Andrea di Cione di Arcangelo (c. 1308 – 25 August 1368), better known as Orcagna, was an Italian painter, sculptor, and architect active in Florence. He worked as a consultant at the Florence Cathedral and supervised the construction of the façade at the Orvieto Cathedral. His monumental marble tabernacle (1352–1359), commissioned by the confraternity of Orsanmichele to protect the Maestà by Bernardo Daddi (1347) at Orsanmichele, was immediately praised. The tabernacle, executed according to his design with the assistance of a team of selected sculptors and masons, included 117 figural sculptures or reliefs as part of a domed structure.

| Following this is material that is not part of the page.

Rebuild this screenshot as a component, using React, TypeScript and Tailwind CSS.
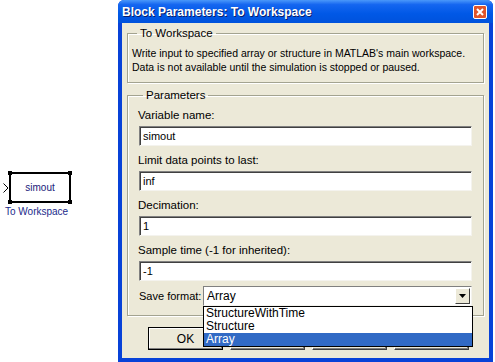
import React from "react";

const font = { fontFamily: '"Liberation Sans", Arial, sans-serif' };

const fields = [
  { label: "Variable name:", value: "simout" },
  { label: "Limit data points to last:", value: "inf" },
  { label: "Decimation:", value: "1" },
  { label: "Sample time (-1 for inherited):", value: "-1" },
];

const options = ["StructureWithTime", "Structure", "Array"];

const Handle = ({ className }: { className: string }) => (
  <span className={`absolute w-[4px] h-[4px] bg-black ${className}`} />
);

const SimBlock = () => (
  <div className="w-[118px] shrink-0 pt-[172px] pl-[3px]">
    <div className="flex items-center">
      <svg width="6" height="10" viewBox="0 0 6 10" className="shrink-0">
        <path d="M0.5 0.5 L5 5 L0.5 9.5" stroke="black" strokeWidth="1" fill="none" />
      </svg>
      <div className="relative w-[62px] h-[31px] border-2 border-black flex items-center justify-center">
        <Handle className="-left-[3px] -top-[3px]" />
        <Handle className="-right-[3px] -top-[3px]" />
        <Handle className="-left-[3px] -bottom-[3px]" />
        <Handle className="-right-[3px] -bottom-[3px]" />
        <span className="text-[10px] text-[#1a1a7a]">simout</span>
      </div>
    </div>
    <div className="text-[10px] text-[#1a2a8a] leading-[12px] mt-[3px] pl-[2px]">To Workspace</div>
  </div>
);

const Input = ({ value }: { value: string }) => (
  <div className="h-[20px] ml-[1px] mr-[11px] bg-white border border-t-[#808080] border-l-[#808080] border-b-[#f4f3ee] border-r-[#f4f3ee] shadow-[inset_1px_1px_0_#404040] flex items-center pl-[3px] text-[11px] text-black">
    {value}
  </div>
);

const App = () => {
  return (
    <div className="flex w-[495px] h-[362px] bg-white overflow-hidden" style={font}>
      <SimBlock />

      {/* DIALOG */}
      <div className="w-[375px] h-[362px] shrink-0 flex flex-col bg-[#0842d8] px-[4px] pb-[4px] rounded-t-[6px]">
        {/* TITLE BAR */}
        <div className="h-[23px] shrink-0 -mx-[4px] px-[4px] pt-[1px] flex items-center justify-between rounded-t-[6px] bg-[linear-gradient(#4a98fa_0%,#1566f0_20%,#0058e6_60%,#0052dc_100%)]">
          <span className="text-white font-bold text-[12px] [text-shadow:1px_1px_0_#0a1e6a]">
            Block Parameters: To Workspace
          </span>
          <span className="w-[14px] h-[14px] mr-[2px] rounded-[2px] border border-white bg-[#e0552b] flex items-center justify-center">
            <svg width="8" height="8" viewBox="0 0 8 8">
              <path d="M1 1 L7 7 M7 1 L1 7" stroke="white" strokeWidth="2" />
            </svg>
          </span>
        </div>

        {/* BODY */}
        <div className="flex-1 min-h-0 bg-[#ece9d8] px-[5px] pt-[3px] text-[10.5px] text-black leading-[14px]">
          <fieldset className="border border-[#a3a390] shadow-[inset_1px_1px_0_white,1px_1px_0_white] px-[4px] pb-[8px]">
            <legend className="ml-[5px] px-[3px] text-[11.5px]">To Workspace</legend>
            <p className="mt-[6px] whitespace-nowrap">Write input to specified array or structure in MATLAB's main workspace.</p>
            <p className="whitespace-nowrap">Data is not available until the simulation is stopped or paused.</p>
          </fieldset>

          <fieldset className="mt-[5px] border border-[#a3a390] shadow-[inset_1px_1px_0_white,1px_1px_0_white] pl-[10px] pb-[9px]">
            <legend className="ml-[5px] px-[3px] text-[11.5px]">Parameters</legend>
            {fields.map((f, i) => (
              <div key={i} className={i === 0 ? "mt-[2px]" : "mt-[3px]"}>
                <div className="h-[22px] flex items-center text-[11.5px]">{f.label}</div>
                <Input value={f.value} />
              </div>
            ))}

            {/* SAVE FORMAT */}
            <div className="flex items-center mt-[5px] mr-[11px]">
              <span className="w-[64px] text-[11px] ml-[1px] whitespace-nowrap">Save format:</span>
              <div className="relative flex-1">
                <div className="h-[20px] bg-white border border-t-[#808080] border-l-[#808080] border-b-[#f4f3ee] border-r-[#f4f3ee] flex items-center justify-between pl-[3px] text-[12px]">
                  <span>Array</span>
                  <span className="w-[15px] h-[16px] mr-[1px] bg-[#ece9d8] border border-t-white border-l-white border-b-[#404040] border-r-[#404040] flex items-center justify-center">
                    <svg width="7" height="4" viewBox="0 0 7 4">
                      <path d="M0 0 H7 L3.5 4 Z" fill="black" />
                    </svg>
                  </span>
                </div>
                {/* DROPDOWN */}
                <div className="absolute left-0 -right-[1px] top-[20px] z-10 bg-white border border-black text-[12px] leading-[13px]">
                  {options.map((o) => (
                    <div
                      key={o}
                      className={`pl-[2px] ${o === "Array" ? "bg-[#316ac5] text-white" : ""}`}
                    >
                      {o}
                    </div>
                  ))}
                </div>
              </div>
            </div>
          </fieldset>

          {/* BUTTONS */}
          <div className="flex gap-[7px] mt-[11px] ml-[21px]">
            {["OK", "Cancel", "Help", "Apply"].map((b, i) => (
              <div
                key={b}
                className={`w-[75px] h-[23px] bg-[#ece9d8] flex items-center justify-center text-[12px] border ${
                  i === 0
                    ? "border-black shadow-[inset_-1px_-1px_0_#808080,inset_1px_1px_0_white]"
                    : "border-t-white border-l-white border-b-[#404040] border-r-[#404040] shadow-[inset_-1px_-1px_0_#808080]"
                }`}
              >
                {b}
              </div>
            ))}
          </div>
        </div>
      </div>
    </div>
  );
};

export default App;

His Strozzi Altarpiece (1354–1357) is noted as defining a new role for Christ as a source of Catholic doctrine and papal authority, as central figure enthroned actively handing out the (Dominican, or generally the Mendicant theology to Thomas Aquinas, and the keys of the church to St. Peter.

==Works==
Orcagna's works include:
- Fresco of Saint Anne calling the citizens of Florence to arms against the tyrant Walter VI, Count of Brienne, Duke of Athens, formerly in the Stinche Prison (c. 1343), a huge circular painting with a truthful depiction of the Palazzo Vecchio, where it is displayed today.
- Altarpiece of the Redeemer (1354–1357) in the Strozzi di Mantova Chapel at Santa Maria Novella, Florence
- The tabernacle in Orsanmichele (1352–1359)
- The mosaic decoration and the design for the rose window of the cathedral of Orvieto is attributed to Orcagna, who had become Master of the Works in 1359.

- His fresco of the Crucifixion with a multitude of angels surrounding the cross, portrayed on a dark background and a few fragments of the Last Supper (1365).

==Pupils==
Among Orcagna's pupils and legacy were:
- Nello di Vanni, a Pisan painter of the 14th century, who also worked for the Campo Santo. Nello di Vanni is conjectured to be identical with Bernardo Nello or Giovanni Falcone.
- Tommaso del Mazza, called Tomasso di Marco by Giorgio Vasari.
- Jacopo di Cione, brother of Andrea and mainly sculptor and architect.